Super-fast reading aquires crystalline intelligence in a theoretical domain. Any educator knows that the real learning effect comes from practical experience including set-backs and reflection about upcoming problems using the theoretical knowledge.
If a sub HLMI assists in designing an improved hardware design the resulting new AI is not fully capable in an instant. Humans need 16 years to develop their full fluid intelligence. To build up crystalline intelligence to become head hardware architect needs 20 more years. A genius like Wozniak reached this level in a world of low IT complexity at the age of 24. For today’s complexity this would not suffice.
I don’t think that the point Bostrom is making hangs on this timeline of updates; the point is simply that, if you take an AGI to human level through purely improvement to qualitative intelligence, it will be super intelligent immediately. This point is important regardless of timeline; if you have an AGI that is low on quality intelligence but has these other resources, it may work to improve its quality intelligence. At the point that it’s quality is equivalent to a human, it will be beyond a human in ability and competence.

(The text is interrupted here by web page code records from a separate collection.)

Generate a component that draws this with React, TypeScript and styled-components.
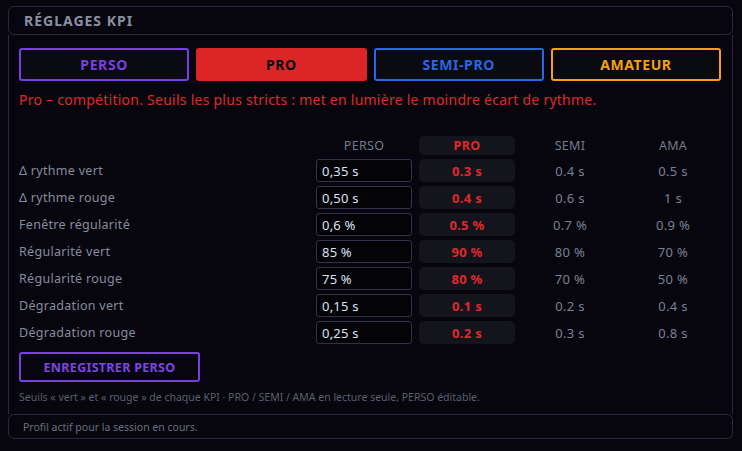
import React from "react";
import styled, { createGlobalStyle } from "styled-components";

const Global = createGlobalStyle`
  html, body { margin: 0; padding: 0; background: #07060e; }
  body { font-family: "Noto Sans", "DejaVu Sans", sans-serif; }
  * { box-sizing: border-box; }
`;

const Page = styled.div`
  width: 742px;
  height: 451px;
  padding: 6px 9px 0 8px;
  background: #07060e;
`;

const Panel = styled.div`
  display: flex;
  flex-direction: column;
`;

const Header = styled.div`
  height: 29px;
  border: 1px solid #2a2840;
  border-radius: 6px;
  display: flex;
  align-items: center;
  padding-left: 15px;
  font-size: 14px;
  font-weight: 700;
  letter-spacing: 1px;
  color: #8a90a3;
`;

const Body = styled.div`
  border-left: 1px solid #2a2840;
  border-right: 1px solid #2a2840;
  padding: 13px 11px 0 10px;
  height: 379px;
  display: flex;
  flex-direction: column;
`;

const Tabs = styled.div`
  display: grid;
  grid-template-columns: repeat(4, 1fr);
  gap: 7px;
`;

const Tab = styled.button<{ $c: string; $active?: boolean }>`
  height: 33px;
  border-radius: 3px;
  border: 2px solid ${(p) => p.$c};
  background: ${(p) => (p.$active ? p.$c : "#0a0a11")};
  color: ${(p) => (p.$active ? "#0a0a0a" : p.$c)};
  font-family: inherit;
  font-size: 14px;
  font-weight: 700;
  letter-spacing: 0.6px;
`;

const Desc = styled.div`
  margin-top: 10px;
  font-size: 14px;
  letter-spacing: 0.25px;
  color: #e0282b;
  line-height: 18px;
`;

const Table = styled.div`
  margin-top: 27px;
  display: grid;
  grid-template-columns: 1fr 96px 96px 96px 96px;
  column-gap: 7px;
  row-gap: 4px;
  align-items: center;
`;

const HeadCell = styled.div<{ $pro?: boolean }>`
  height: 19px;
  display: flex;
  align-items: center;
  justify-content: center;
  font-size: 12.5px;
  letter-spacing: 0.3px;
  border-radius: 5px;
  color: ${(p) => (p.$pro ? "#e0282b" : "#757b8e")};
  font-weight: ${(p) => (p.$pro ? 700 : 400)};
  background: ${(p) => (p.$pro ? "#14141c" : "transparent")};
`;

const Label = styled.div`
  font-size: 12.5px;
  letter-spacing: 0.3px;
  color: #878c9e;
  height: 23px;
  display: flex;
  align-items: center;
`;

const Input = styled.input`
  width: 96px;
  height: 23px;
  border: 1px solid #34324a;
  border-radius: 3px;
  background: #040408;
  color: #dde2f0;
  font-family: inherit;
  font-size: 13px;
  letter-spacing: 0.2px;
  padding: 0 5px;
  outline: none;
`;

const ProCell = styled.div`
  height: 23px;
  border-radius: 5px;
  background: #14141c;
  color: #e0282b;
  font-weight: 700;
  font-size: 13px;
  letter-spacing: 0.3px;
  display: flex;
  align-items: center;
  justify-content: center;
`;

const RefCell = styled.div`
  height: 23px;
  color: #7b8194;
  font-size: 13px;
  letter-spacing: 0.3px;
  display: flex;
  align-items: center;
  justify-content: center;
`;

const SaveButton = styled.button`
  margin-top: 8px;
  align-self: flex-start;
  width: 181px;
  height: 30px;
  border: 2px solid #7a3fe0;
  border-radius: 3px;
  background: #07060e;
  color: #7d44e6;
  font-family: inherit;
  font-size: 12.5px;
  font-weight: 700;
  letter-spacing: 0.3px;
`;

const Note = styled.div`
  margin-top: 8px;
  font-size: 10.5px;
  color: #5a5f70;
`;

const Footer = styled.div`
  height: 25px;
  border: 1px solid #2a2840;
  border-radius: 6px;
  display: flex;
  align-items: center;
  padding-left: 14px;
  font-size: 10.5px;
  color: #6a6f80;
`;

const rows = [
  ["Δ rythme vert", "0,35 s", "0.3 s", "0.4 s", "0.5 s"],
  ["Δ rythme rouge", "0,50 s", "0.4 s", "0.6 s", "1 s"],
  ["Fenêtre régularité", "0,6 %", "0.5 %", "0.7 %", "0.9 %"],
  ["Régularité vert", "85 %", "90 %", "80 %", "70 %"],
  ["Régularité rouge", "75 %", "80 %", "70 %", "50 %"],
  ["Dégradation vert", "0,15 s", "0.1 s", "0.2 s", "0.4 s"],
  ["Dégradation rouge", "0,25 s", "0.2 s", "0.3 s", "0.8 s"],
];

export default function App() {
  return (
    <Page>
      <Global />
      <Panel>
        <Header>RÉGLAGES KPI</Header>
        <Body>
          <Tabs>
            <Tab $c="#7a3fe0">PERSO</Tab>
            <Tab $c="#dc2626" $active>PRO</Tab>
            <Tab $c="#2b66e6">SEMI-PRO</Tab>
            <Tab $c="#f5a110">AMATEUR</Tab>
          </Tabs>
          <Desc>
            Pro – compétition. Seuils les plus stricts : met en lumière le moindre écart de rythme.
          </Desc>
          <Table>
            <div />
            <HeadCell>PERSO</HeadCell>
            <HeadCell $pro>PRO</HeadCell>
            <HeadCell>SEMI</HeadCell>
            <HeadCell>AMA</HeadCell>
            {rows.map((r) => (
              <React.Fragment key={r[0]}>
                <Label>{r[0]}</Label>
                <Input defaultValue={r[1]} />
                <ProCell>{r[2]}</ProCell>
                <RefCell>{r[3]}</RefCell>
                <RefCell>{r[4]}</RefCell>
              </React.Fragment>
            ))}
          </Table>
          <SaveButton>ENREGISTRER PERSO</SaveButton>
          <Note>
            Seuils « vert » et « rouge » de chaque KPI · PRO / SEMI / AMA en lecture seule, PERSO éditable.
          </Note>
        </Body>
        <Footer>Profil actif pour la session en cours.</Footer>
      </Panel>
    </Page>
  );
}
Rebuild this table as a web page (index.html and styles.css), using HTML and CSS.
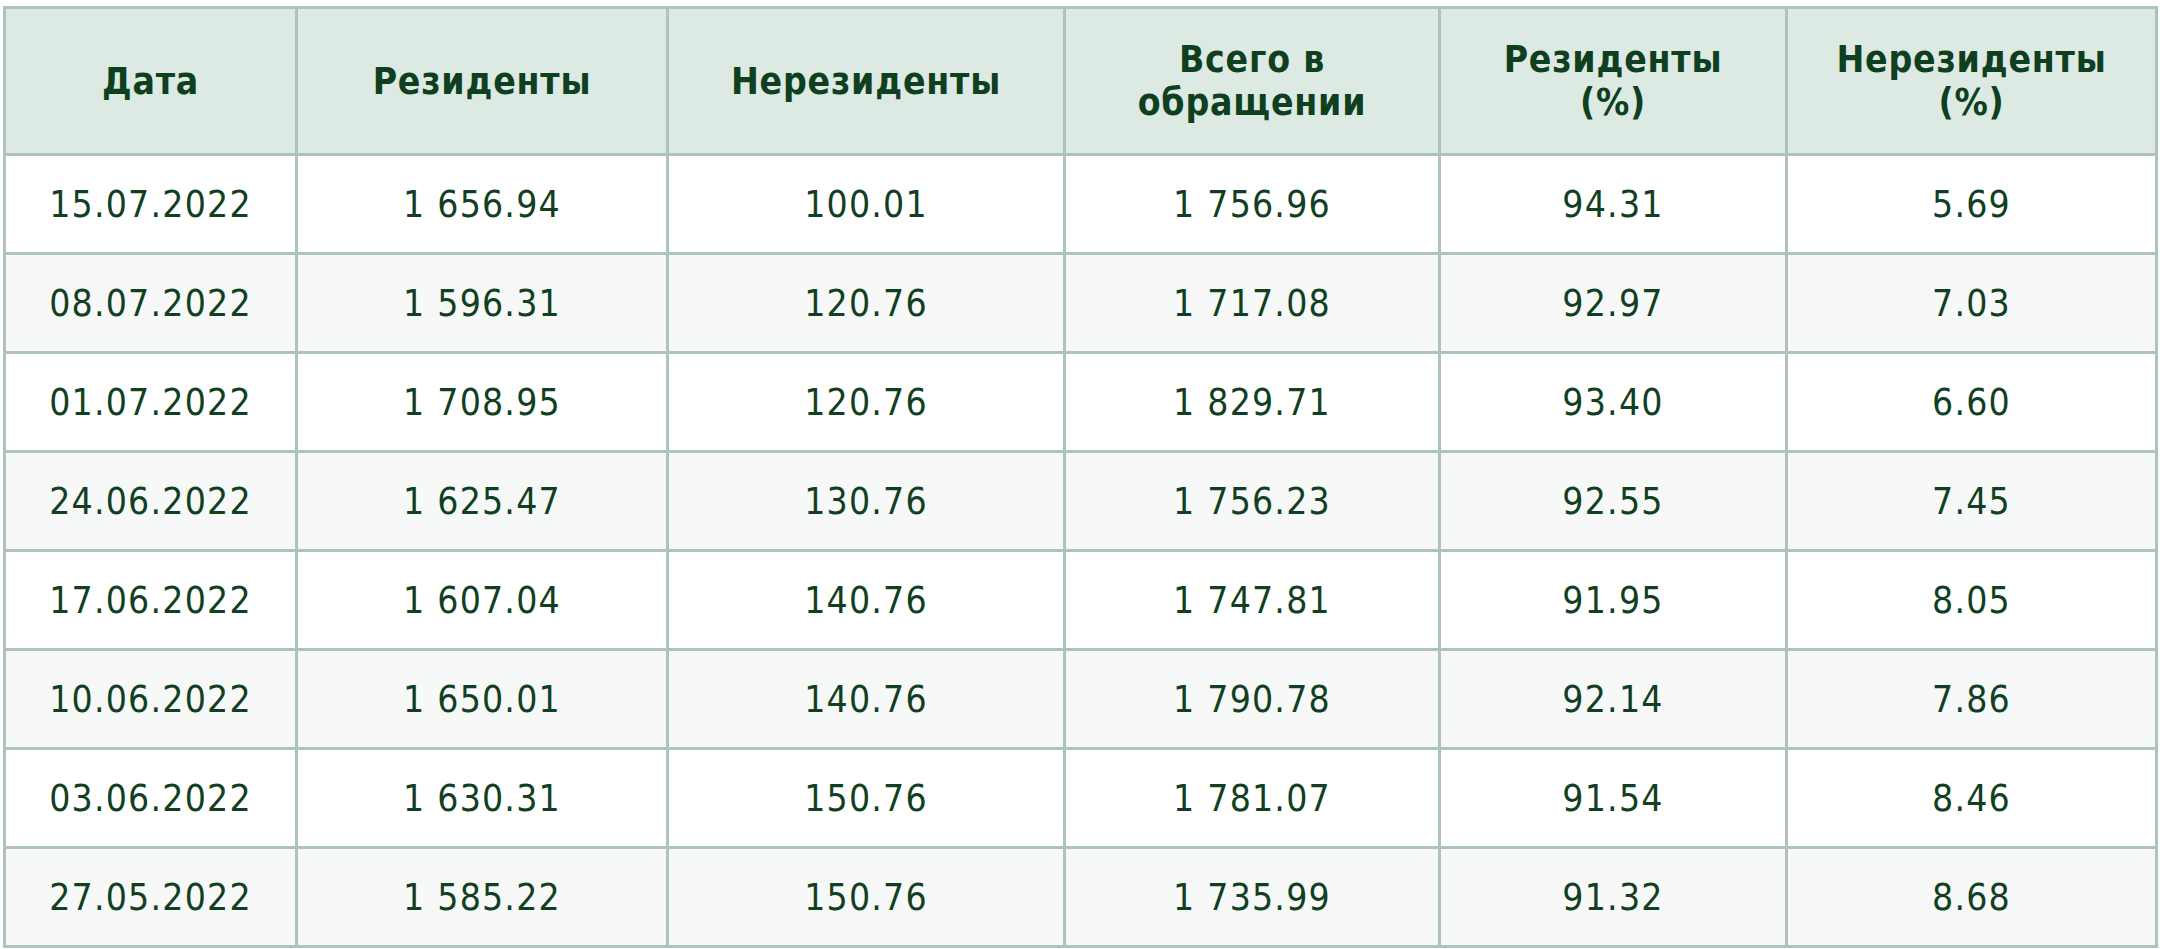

Perhaps this is all an intuition pump to appreciate the implications of a general intelligence on a machine.
So basically you’re arguing there shouldn’t be a resource overhang, because those resources should have already been applied while the AI was at a sub-human level?
I suppose one argument would be that there is a discrete jump in your ability to use those resources. Perhaps sub-human intelligences just can’t read at all. Maybe the correct algorithm is so conceptually separate from the “lets throw lots of machine learning and hardware at it” approach that it doesn’t work at all until it suddenly done. However, this argument simply pushes back the rhetorical buck—now we need to explain this discontinuity, and can’t rely on the resource overhang.
Another argument would be that your human-level intelligence makes available to you much more resources than before, because it can earn money / steal them for you. However, this only seems applicable to a ‘9 men in a basement’ type project, rather than a government funded Manhattan project.